One such article stated “without alienating the majority of Americans who support gay marriage.” If a fair vote could be taken nationwide, gay marriage would lose by 60-75 percent. So much for the AP.

But lets get back to the beginning. The gay marriage question should never have been accepted by the Supreme Court. I was always under the impression that the Supreme Court’s function was to judge the constitutionality of laws passed by Congress and signed by the president.

Naturally, this was not possible (to get the desired outcome to the gay activists) because they knew it would never pass Congress.

Therefore, to me, this decision by the Supreme Court is simply an opinion and strictly speaking, was passed by that ninth vote, or one vote.

So we all have to live with this ridiculous decision because of one vote from a group of nine people who shouldn’t even have been asked.

Now gay activists are ruining reputations, businessess and countless others. These same people, just a few short years ago, asked for kind consideration.

Why do I hate civil rights?

Ruling ruining reputations

There was so much wrong with this letter that I had to respond and my letter was published the next day:

Ralph Anderson’s letter, “Ruling ruining reputations,” (Sept. 21), about the Obergefell v. Hodges U.S. Supreme Court decision, is based on false premises.

First, it is well known that the Associated Press, if they take a side in a story, support the conservative viewpoint.

Unfortunately for Anderson, the actual facts don’t have a “side.”

Support for same-sex marriage legality has been in the 50 to 60 percent range since 2012. A majority of Americans polled do support same-sex marriage. A recent ABC News/Washington Post poll showed 74 percent of those polled believe equality under the law is more important than someone’s religious beliefs.

Obergefell v. Hodges applied the 14th Amendment to marriages. The U.S. Supreme Court hears cases involving conflicts in civil rights like this case. It had already ruled the Defense of Marriage Act unconstitutional and that ruling influenced the many state cases challenging state same-sex marriage bans.

As the judge in the California Proposition 8 case ruled in 2010: “Moral disapproval alone is an improper basis on which to deny rights…” A majority on the Supreme Court agreed. 

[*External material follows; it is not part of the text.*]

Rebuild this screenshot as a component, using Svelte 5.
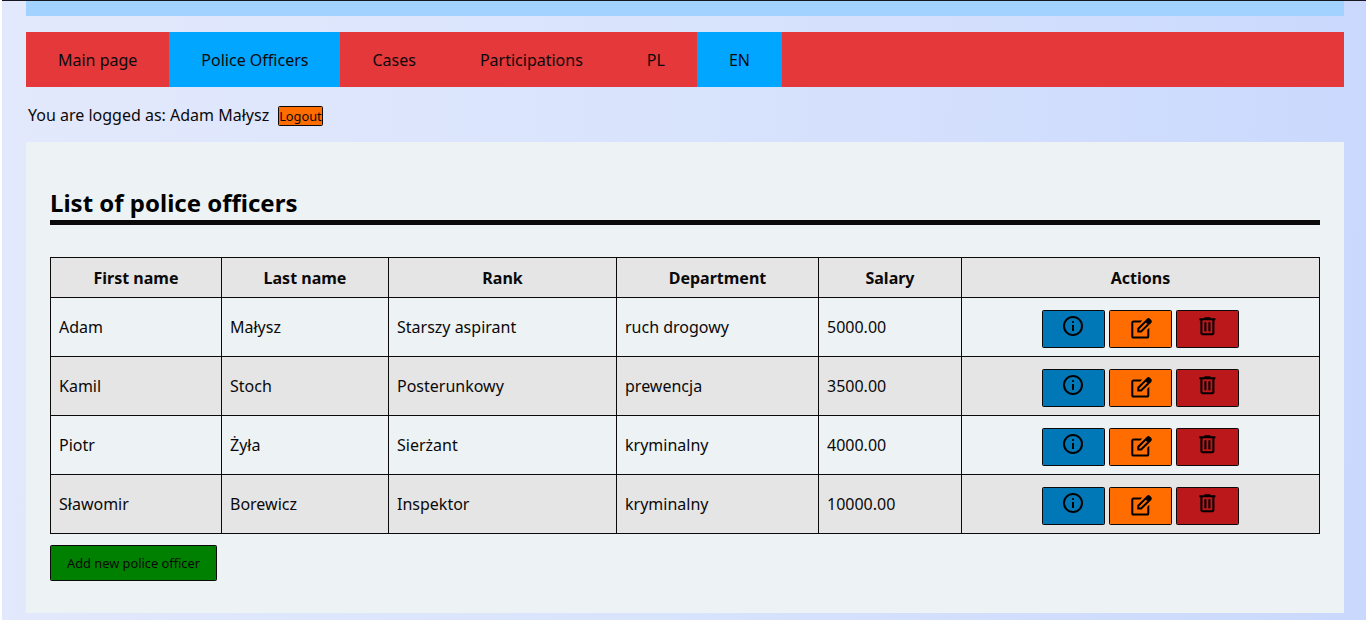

Calling out people and businesses who decide to discriminate isn’t a bad thing. Gay activists didn’t force people like Kim Davis to break the law or a business to discriminate against LGBT people.

The fault lies entirely with the bigots, and getting exposed to the public is a bed of their own making.

Anderson is free to maintain his fantasy that the Obergefell v. Hodges decision “is simply an opinion,” and I will keep mine where Al Gore actually won the 2000 election and Hobby Lobby religious rights [don’t] trump their employee’s health insurance plan.

Letter Based On False Premises

As the old saying goes, Mr. Anderson is entitled to his own opinion, but not his own facts.

I know I didn’t change the mind of the guy, but in my mind I wasn’t really talking to him.

I think that wrong information should be responded to especially if the remarks are made in public like in a letters section of a newspaper. I would want the newspaper staff to weed out the patently false letters but since they don’t, for whatever reason, then those of us who know the truth must speak out.

There are some people who don’t keep up on everything going on in the world and they may form one view based on only hearing one side of an issue.

Letters I write or comments on websites I make might be seen as a waste of time but the long term goal of making sure all the information is out there is too important to just ignore the ignorance.